Tax incentives definitely motivate donors to use cryptocurrencies for their donations. For instance, as long as the tax law of some countries like the USA considers cryptocurrencies as property, donations based on such assets are regarded as non-cash. Moreover, US donors do not have to pay capital gains tax, while donations are tax-deductible.

However, there may be more reasons contributing to the general enthusiasm for crypto philanthropy. According to The Giving Block, "The average crypto donation was nearly 31 times larger than the average online gift size in the nonprofit sector." Compared to previous years, 2022 was also the year with the highest number of nonprofits newly joining The Giving Block.

The exceptional interest in using cryptocurrencies for charity was first noted in 2021 in a study by Artemis Strategy Group for Fidelity Charitable. "Nearly half (45 percent) of cryptocurrency investors donated $1,000 or more to charity in 2020 - compared to 33 percent of the general investor population," the Fidelity report said. In addition, according to The Giving Block, "crypto donors supported all key cause areas, such as humanitarian aid, mental health, children and youth, disaster and conflict relief, animal rescue and rehabilitation, and much more."

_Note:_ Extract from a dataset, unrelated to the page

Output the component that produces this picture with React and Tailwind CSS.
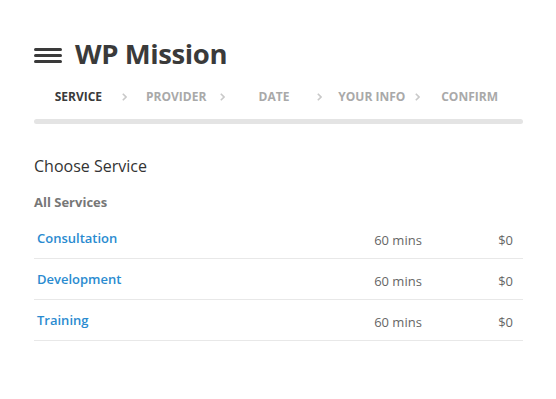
export default function App() {
  const steps = ["Service", "Provider", "Date", "Your Info", "Confirm"];
  const rows = ["Consultation", "Development", "Training"];
  return (
    <div className="w-[556px] h-[399px] bg-white" style={{ fontFamily: '"Open Sans", sans-serif' }}>
      <div className="pl-[34px] pr-[33px] pt-[38px]">
        <div className="flex items-center h-[32px]">
          <div className="flex flex-col gap-[3px] w-[28px] mr-[13px] mt-[3px]">
            <div className="h-[3px] bg-[#3a3a3a] rounded-full" />
            <div className="h-[3px] bg-[#3a3a3a] rounded-full" />
            <div className="h-[3px] bg-[#3a3a3a] rounded-full" />
          </div>
          <h1 className="text-[27.5px] font-bold text-[#3a3a3a] leading-none tracking-[-0.4px]">WP Mission</h1>
        </div>
        <div className="flex mt-[17px] h-[20px] items-center">
          {steps.map((s, i) => (
            <div key={s} className="flex-1 relative flex items-center justify-center pr-[9px]">
              <span className={`text-[12px] font-bold uppercase ${i === 0 ? "text-[#3a3a3a]" : "text-[#a9a9a9]"}`}>{s}</span>
              {i < steps.length - 1 && (
                <svg className="absolute right-[5px] top-[5px]" width="5" height="8" viewBox="0 0 5 8">
                  <polyline points="0.8,0.8 4,4 0.8,7.2" fill="none" stroke="#c9c9c9" strokeWidth="1.6" />
                </svg>
              )}
            </div>
          ))}
        </div>
        <div className="mt-[12px] h-[5px] rounded-full bg-[#e4e4e4]" />
        <div className="mt-[31px] text-[16px] text-[#333] leading-[22px]">Choose Service</div>
        <div className="mt-[16px] text-[13px] font-bold text-[#777] leading-[18px]">All Services</div>
        <div className="mt-[7px]">
          {rows.map((r) => (
            <div key={r} className="flex items-center h-[41px] pt-[6px] border-b border-[#e8e8e8] text-[13px]">
              <span className="flex-1 pl-[3px] font-semibold text-[#2a8bd0] -mt-[5px]">{r}</span>
              <span className="w-[124px] text-[#666]">60 mins</span>
              <span className="pr-[10px] text-[#666]">$0</span>
            </div>
          ))}
        </div>
      </div>
    </div>
  );
}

Crypto philanthropists particularly invested in humanitarian aid to Ukraine and showed great support for LGBTQIA+ advocacy organizations.

In 2022, the majority of philanthropists (58.1%) used cryptocurrencies for "transformative donations" or those over $100,000, while only 7.7% of donors chose The Giving Block for smaller donations up to $5,000. In general, it seems that cryptocurrencies are more popular for large donations so far.

The past year also showed growing popularity of USDC, a stablecoin pegged to the US dollar. While all-time data from The Giving Block indicates that Ether leads charitable transactions with $44,594,831 donated through this platform, the trend reversed in 2022 and USDC became the top currency used for donations with $22,703,215 compared to $12,353,907 donated through ETH.

Why are cryptocurrencies so popular with donors?

As mentioned earlier, cryptocurrencies may be a better choice for donations due to current tax policies in the US. However, this is only one of the advantages of crypto philanthropy.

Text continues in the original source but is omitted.